K-Means Classifier

The job of the K-Means Classifier is to establish \(k\) nodes, each one representing the “center” of a cluster of data. For each node desired then, the algorithm positions that center (called a “centroid”) at the point where the distance between it and the nearest points is on average smaller than the distance between those points and the next node.

K-Means Nodes

The Algorithm

  1. Within the space of your data, choose \(k\) nodes to have random positions.
  2. Calculate the distance between every data point and each node.
  3. For each data point, assign its “class” to whichever node is closest.
  4. Using these tentative classes, find the average position (i.e. the mean) of each class. Basically, where’s the “center” of each class?
  5. Move each node to the position of its class’s center.
  6. Repeat steps 2-5 until the nodes don’t move much anymore or until you’ve reached some maximum number of iterations.
  7. Assign the resulting classes to the data.

Advantages

  • Will always result in a solution.
  • Generally good at picking centroids when data shows believable separations.

Disadvantages

  • Computationally expensive for large data sets
  • Highly dependent on how data is clustered.

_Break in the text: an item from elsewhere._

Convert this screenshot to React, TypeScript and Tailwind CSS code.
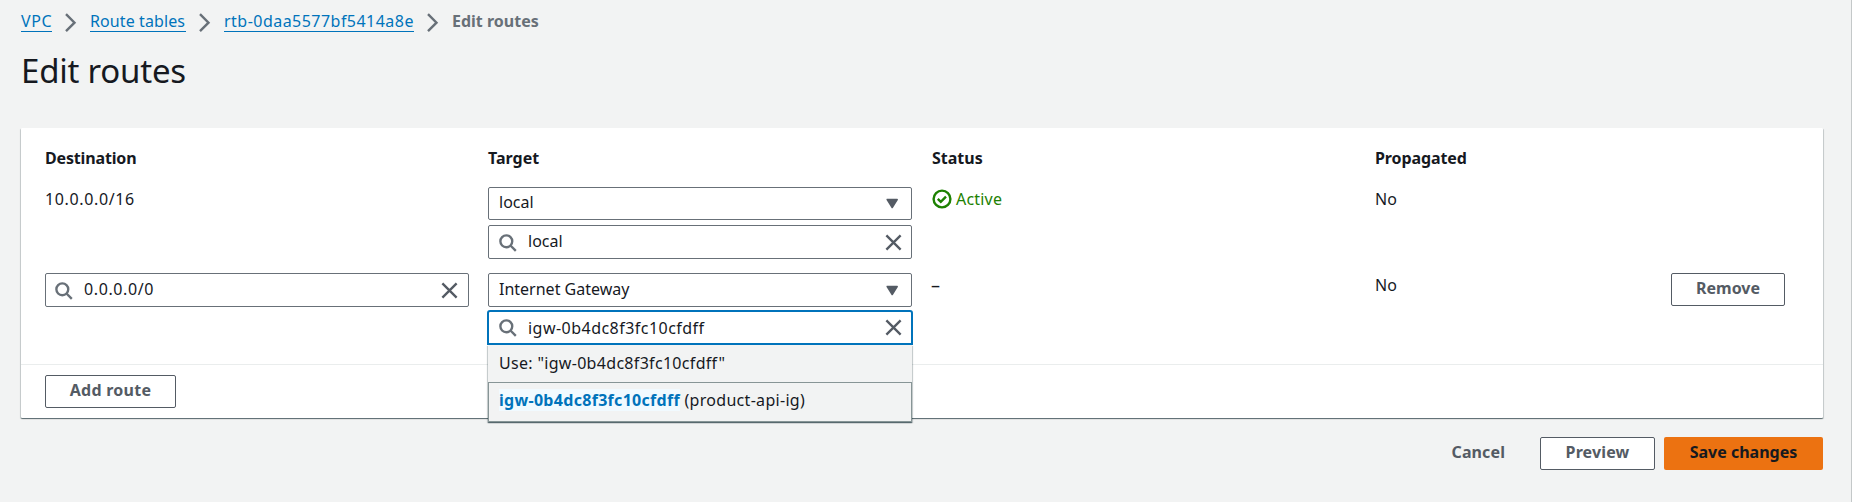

Also highly dependent on what data is present. Under-sampling skews results.
  • Highly dependent on where centroids are initialized. Problematic when they’re close to each other.
  • Highly dependent on how many centroids are initialized.
  • Number of centroids may not correspond to actual number of separations in data; entirely at the mercy of the programmer.
  • Poor at predicting separations in irregularly shaped data (e.g. elongated clusters)

Attributes

  • centroids: the number of clusters expected from the data
  • max_iter: the number of iterations before the algorithm stops
  • min_step: the smallest difference in distance between an old centroid and a new centroid before the algorithm stops

Operations

  • clf.fit(full_data, k): generate \(k\) nodes for classifying data.
  • clf.predict(some_data): predict classification (i.e. if \(k = 2\) then class 1 or 2) on data.